Adam thought: Strangely, while Hank Kreisel had been speaking - eloquently for him - and demonstrating what he had built and believed in, he had a Lincolnesque quality which his tall, lean figure emphasized.
Would the idea work, Adam wondered? Was there a need, the way Hank Kreisel claimed? Was it a worthwhile project to which one of the Big Three auto companies might lend its world prestige?
Adam began firing questions based on his product planner's training in critical analysis. The questions embraced marketing, expected sales, distribution, local assembly, costs, parts, techniques for shipping, servicing, repair. Each point Adam raised, Kreisel seemed to have thought of and been prepared for, with the needed figures in his brain, and the responses showed why the parts manufacturer's own business had become the success it was.

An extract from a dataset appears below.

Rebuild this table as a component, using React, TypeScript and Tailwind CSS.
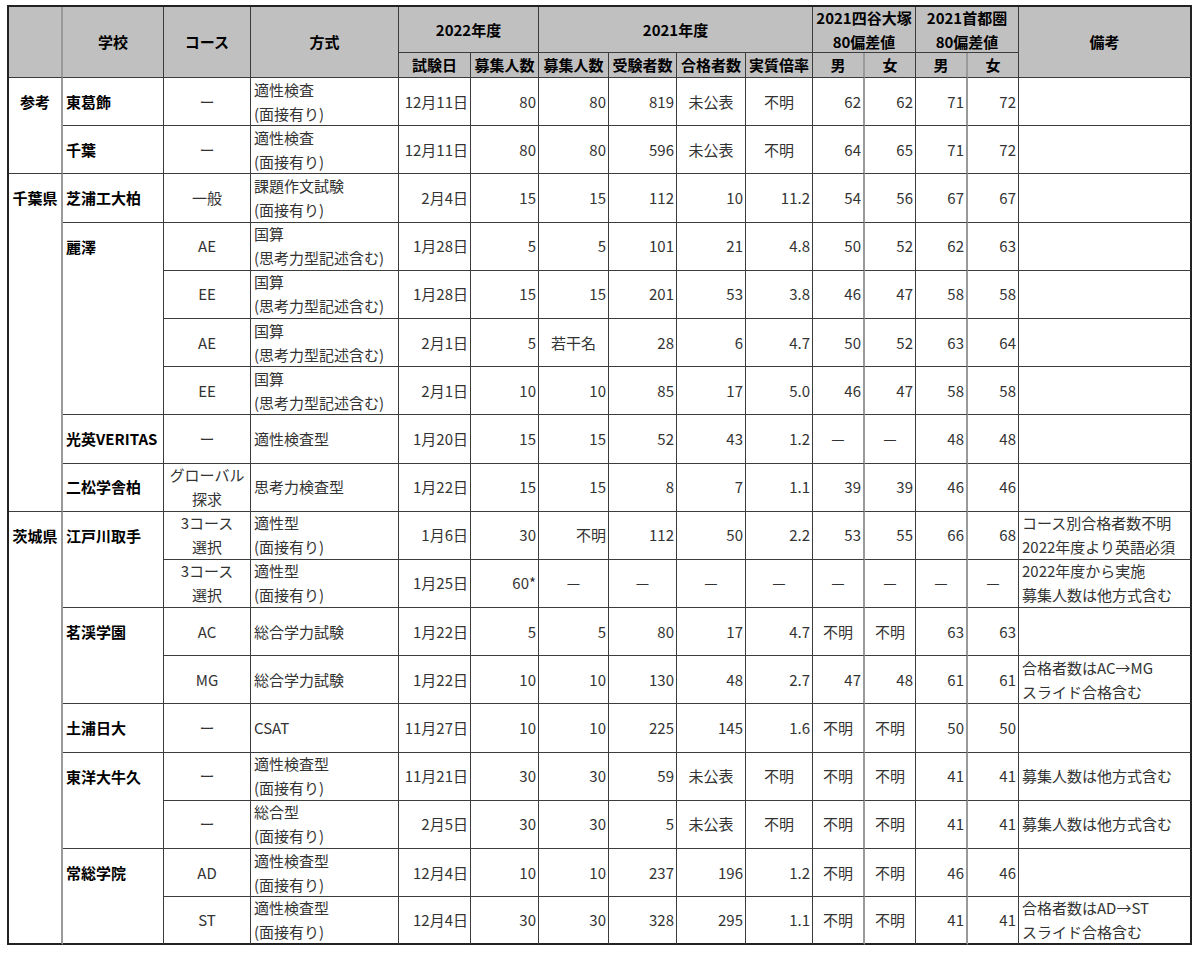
import React from "react";

type Align = "l" | "c" | "r";
type Cell = { t: string | string[]; a: Align; b?: boolean };

const D = "ー";
const M = "—";

type Row = {
  pref?: string;
  school?: string;
  prefEnd: boolean;
  schoolEnd: boolean;
  course: string | string[];
  method: string[];
  date: string;
  cap22: string;
  cap21: string;
  exam: string;
  pass: string;
  ratio: string;
  ym: string;
  yf: string;
  sm: string;
  sf: string;
  note?: string[];
};

const R = (o: Partial<Row> & Pick<Row, "course" | "method" | "date" | "cap22" | "cap21" | "exam" | "pass" | "ratio" | "ym" | "yf" | "sm" | "sf">): Row => ({
  prefEnd: false,
  schoolEnd: true,
  ...o,
});

const K = ["適性検査", "(面接有り)"];
const KS = ["国算", "(思考力型記述含む)"];

const rows: Row[] = [
  R({ pref: "参考", school: "東葛飾", course: D, method: K, date: "12月11日", cap22: "80", cap21: "80", exam: "819", pass: "未公表", ratio: "不明", ym: "62", yf: "62", sm: "71", sf: "72" }),
  R({ school: "千葉", prefEnd: true, course: D, method: K, date: "12月11日", cap22: "80", cap21: "80", exam: "596", pass: "未公表", ratio: "不明", ym: "64", yf: "65", sm: "71", sf: "72" }),
  R({ pref: "千葉県", school: "芝浦工大柏", course: "一般", method: ["課題作文試験", "(面接有り)"], date: "2月4日", cap22: "15", cap21: "15", exam: "112", pass: "10", ratio: "11.2", ym: "54", yf: "56", sm: "67", sf: "67" }),
  R({ school: "麗澤", schoolEnd: false, course: "AE", method: KS, date: "1月28日", cap22: "5", cap21: "5", exam: "101", pass: "21", ratio: "4.8", ym: "50", yf: "52", sm: "62", sf: "63" }),
  R({ schoolEnd: false, course: "EE", method: KS, date: "1月28日", cap22: "15", cap21: "15", exam: "201", pass: "53", ratio: "3.8", ym: "46", yf: "47", sm: "58", sf: "58" }),
  R({ schoolEnd: false, course: "AE", method: KS, date: "2月1日", cap22: "5", cap21: "若干名", exam: "28", pass: "6", ratio: "4.7", ym: "50", yf: "52", sm: "63", sf: "64" }),
  R({ course: "EE", method: KS, date: "2月1日", cap22: "10", cap21: "10", exam: "85", pass: "17", ratio: "5.0", ym: "46", yf: "47", sm: "58", sf: "58" }),
  R({ school: "光英VERITAS", course: D, method: ["適性検査型"], date: "1月20日", cap22: "15", cap21: "15", exam: "52", pass: "43", ratio: "1.2", ym: M, yf: M, sm: "48", sf: "48" }),
  R({ school: "二松学舎柏", prefEnd: true, course: ["グローバル", "探求"], method: ["思考力検査型"], date: "1月22日", cap22: "15", cap21: "15", exam: "8", pass: "7", ratio: "1.1", ym: "39", yf: "39", sm: "46", sf: "46" }),
  R({ pref: "茨城県", school: "江戸川取手", schoolEnd: false, course: ["3コース", "選択"], method: ["適性型", "(面接有り)"], date: "1月6日", cap22: "30", cap21: "不明", exam: "112", pass: "50", ratio: "2.2", ym: "53", yf: "55", sm: "66", sf: "68", note: ["コース別合格者数不明", "2022年度より英語必須"] }),
  R({ course: ["3コース", "選択"], method: ["適性型", "(面接有り)"], date: "1月25日", cap22: "60*", cap21: M, exam: M, pass: M, ratio: M, ym: M, yf: M, sm: M, sf: M, note: ["2022年度から実施", "募集人数は他方式含む"] }),
  R({ school: "茗渓学園", schoolEnd: false, course: "AC", method: ["総合学力試験"], date: "1月22日", cap22: "5", cap21: "5", exam: "80", pass: "17", ratio: "4.7", ym: "不明", yf: "不明", sm: "63", sf: "63" }),
  R({ course: "MG", method: ["総合学力試験"], date: "1月22日", cap22: "10", cap21: "10", exam: "130", pass: "48", ratio: "2.7", ym: "47", yf: "48", sm: "61", sf: "61", note: ["合格者数はAC→MG", "スライド合格含む"] }),
  R({ school: "土浦日大", course: D, method: ["CSAT"], date: "11月27日", cap22: "10", cap21: "10", exam: "225", pass: "145", ratio: "1.6", ym: "不明", yf: "不明", sm: "50", sf: "50" }),
  R({ school: "東洋大牛久", schoolEnd: false, course: D, method: ["適性検査型", "(面接有り)"], date: "11月21日", cap22: "30", cap21: "30", exam: "59", pass: "未公表", ratio: "不明", ym: "不明", yf: "不明", sm: "41", sf: "41", note: ["募集人数は他方式含む"] }),
  R({ course: D, method: ["総合型", "(面接有り)"], date: "2月5日", cap22: "30", cap21: "30", exam: "5", pass: "未公表", ratio: "不明", ym: "不明", yf: "不明", sm: "41", sf: "41", note: ["募集人数は他方式含む"] }),
  R({ school: "常総学院", schoolEnd: false, course: "AD", method: ["適性検査型", "(面接有り)"], date: "12月4日", cap22: "10", cap21: "10", exam: "237", pass: "196", ratio: "1.2", ym: "不明", yf: "不明", sm: "46", sf: "46" }),
  R({ course: "ST", method: ["適性検査型", "(面接有り)"], date: "12月4日", cap22: "30", cap21: "30", exam: "328", pass: "295", ratio: "1.1", ym: "不明", yf: "不明", sm: "41", sf: "41", note: ["合格者数はAD→ST", "スライド合格含む"] }),
];

const isNum = (s: string) => /^[0-9.*]+$/.test(s);

const numAlign = (s: string): Align => (isNum(s) ? "r" : "c");

const alignCls: Record<Align, string> = {
  l: "justify-start text-left pl-[3px]",
  c: "justify-center text-center",
  r: "justify-end text-right pr-[2px]",
};

// column right border styles
const colRight = [
  "border-r-2 border-r-[#9a9a9a]",
  "border-r border-r-[#3c3c3c]",
  "border-r border-r-[#3c3c3c]",
  "border-r border-r-[#3c3c3c]",
  "border-r border-r-[#3c3c3c]",
  "border-r border-r-[#3c3c3c]",
  "border-r border-r-[#3c3c3c]",
  "border-r border-r-[#3c3c3c]",
  "border-r border-r-[#3c3c3c]",
  "border-r border-r-[#3c3c3c]",
  "border-r-2 border-r-[#9a9a9a]",
  "border-r border-r-[#3c3c3c]",
  "border-r-2 border-r-[#9a9a9a]",
  "border-r border-r-[#3c3c3c]",
  "border-r-2 border-r-[#222222]",
];

function DataCell({ cell, col, bottom, last }: { cell: Cell; col: number; bottom: boolean; last: boolean }) {
  const lines = Array.isArray(cell.t) ? cell.t : [cell.t];
  const bcls = last
    ? "border-b-2 border-b-[#222222]"
    : bottom
    ? "border-b border-b-[#3c3c3c]"
    : "";
  return (
    <div
      className={`flex items-center ${alignCls[cell.a]} ${colRight[col]} ${bcls} bg-white overflow-hidden whitespace-nowrap`}
    >
      <div className={`leading-[24px] ${cell.b ? "font-bold text-black" : "text-[#333333]"}`}>
        {lines.map((l, i) => (
          <div key={i}>{l}</div>
        ))}
      </div>
    </div>
  );
}

function H({ children, cls }: { children: React.ReactNode; cls: string }) {
  return (
    <div
      className={`flex items-center justify-center text-center font-bold text-black bg-[#c0c0c0] leading-[24px] ${cls}`}
    >
      <div>{children}</div>
    </div>
  );
}

export default function App() {
  const bd = "border-r border-r-[#3c3c3c] border-b border-b-[#3c3c3c]";
  return (
    <div className="min-h-[954px] w-[1200px] bg-white pt-[5px] pl-[7px]">
      <div
        className="grid w-fit border-l-2 border-t-2 border-l-[#222222] border-t-[#222222] text-[15px]"
        style={{ fontFamily: '"Noto Sans CJK JP", "Noto Sans", sans-serif' }}
      >
        <div className="grid grid-cols-[54px_101px_87px_148px_72px_68px_70px_68px_69px_67px_52px_51px_52px_51px_173px] grid-rows-[46px_25px_repeat(18,48.2px)]">
          <H cls="row-span-2 border-r-2 border-r-[#9a9a9a] border-b border-b-[#3c3c3c]"> </H>
          <H cls={`row-span-2 ${bd}`}>学校</H>
          <H cls={`row-span-2 ${bd}`}>コース</H>
          <H cls={`row-span-2 ${bd}`}>方式</H>
          <H cls={`col-span-2 ${bd}`}>2022年度</H>
          <H cls={`col-span-4 ${bd}`}>2021年度</H>
          <H cls={`col-span-2 ${bd}`}>
            <div>2021四谷大塚</div>
            <div>80偏差値</div>
          </H>
          <H cls={`col-span-2 ${bd}`}>
            <div>2021首都圏</div>
            <div>80偏差値</div>
          </H>
          <H cls="row-span-2 border-r-2 border-r-[#222222] border-b border-b-[#3c3c3c]">備考</H>
          <H cls={bd}>試験日</H>
          <H cls={bd}>募集人数</H>
          <H cls={bd}>募集人数</H>
          <H cls={bd}>受験者数</H>
          <H cls={bd}>合格者数</H>
          <H cls={bd}>実質倍率</H>
          <H cls="border-r-2 border-r-[#9a9a9a] border-b border-b-[#3c3c3c]">男</H>
          <H cls={bd}>女</H>
          <H cls="border-r-2 border-r-[#9a9a9a] border-b border-b-[#3c3c3c]">男</H>
          <H cls={bd}>女</H>

          {rows.map((r, ri) => {
            const last = ri === rows.length - 1;
            const cap21Align: Align = r.cap21 === "不明" ? "r" : numAlign(r.cap21);
            const cells: Cell[] = [
              { t: r.pref ?? "", a: "c", b: true },
              { t: r.school ?? "", a: "l", b: true },
              { t: r.course, a: "c" },
              { t: r.method, a: "l" },
              { t: r.date, a: "r" },
              { t: r.cap22, a: numAlign(r.cap22) },
              { t: r.cap21, a: cap21Align },
              { t: r.exam, a: numAlign(r.exam) },
              { t: r.pass, a: numAlign(r.pass) },
              { t: r.ratio, a: numAlign(r.ratio) },
              { t: r.ym, a: numAlign(r.ym) },
              { t: r.yf, a: numAlign(r.yf) },
              { t: r.sm, a: numAlign(r.sm) },
              { t: r.sf, a: numAlign(r.sf) },
              { t: r.note ?? "", a: "l" },
            ];
            return cells.map((c, ci) => (
              <DataCell
                key={`${ri}-${ci}`}
                cell={c}
                col={ci}
                last={last}
                bottom={ci === 0 ? r.prefEnd : ci === 1 ? r.schoolEnd || r.prefEnd : true}
              />
            ));
          })}
        </div>
      </div>
    </div>
  );
}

Later, Hank Kreisel personally drove Adam and Erica to their car downtown.
Heading home, northward, on the John Lodge Freeway, Erica asked Adam,
"Will you do what Hank wants? Will you get him in to see the chairman and the others?"
"I don't know." His voice betrayed doubts. "I'm just not sure."
"I think you should."
He glanced sideways, half-amused. "Just like that?"
Erica said firmly, "Yes, just like that."
"Aren't you the one who's always telling me I'm involved with too much already?" Adam was remembering the Orion, its introduction nearing week by week, with demands on his own time increasing, as they would for months ahead. Yet Farstar, now in early phases, was also requiring his concentration and working hours, at the office and at home.
Another thing on his mind was Smokey Stephensen. Adam knew he must resolve soon the question of his sister Teresa's investment in the auto dealership where he was overdue for another visit and a showdown with Smokey over several issues. Somehow, next week, he must try to fit that in.
He asked himself: Did he really want to take on something more?
Erica said, "It wouldn't take time. All Hank's asking is for an introduction so he can demonstrate his machine."
Adam laughed. "Sorry! It doesn't work that way." He explained: Any idea passed on for consideration at the summit of the company must have exhaustive analysis and views appended because nothing was ever dumped casually on the president's or chairman's desk. Even working through Elroy Braithwaite and Hub Hewitson, the executive vice-president - as Adam would have to - the ground rules still applied. Neither would authorize approach to the next higher echelon until an entire proposal had been sifted, costs worked out, market potential mapped, specific recommendations made.
And rightly so. Otherwise hundreds of crackpot schemes would clog the policy making process.
In this instance - though other people might be involved later - Adam, initially, would have to do the work.
Something else: If farm products division had turned down Hank Kreisel's thresher scheme, as he admitted, Adam could make enemies by reviving it, whether success or failure followed. The farm products arm, though small by comparison with automotive operations, was still a part of the company, and making enemies anywhere was never a good idea.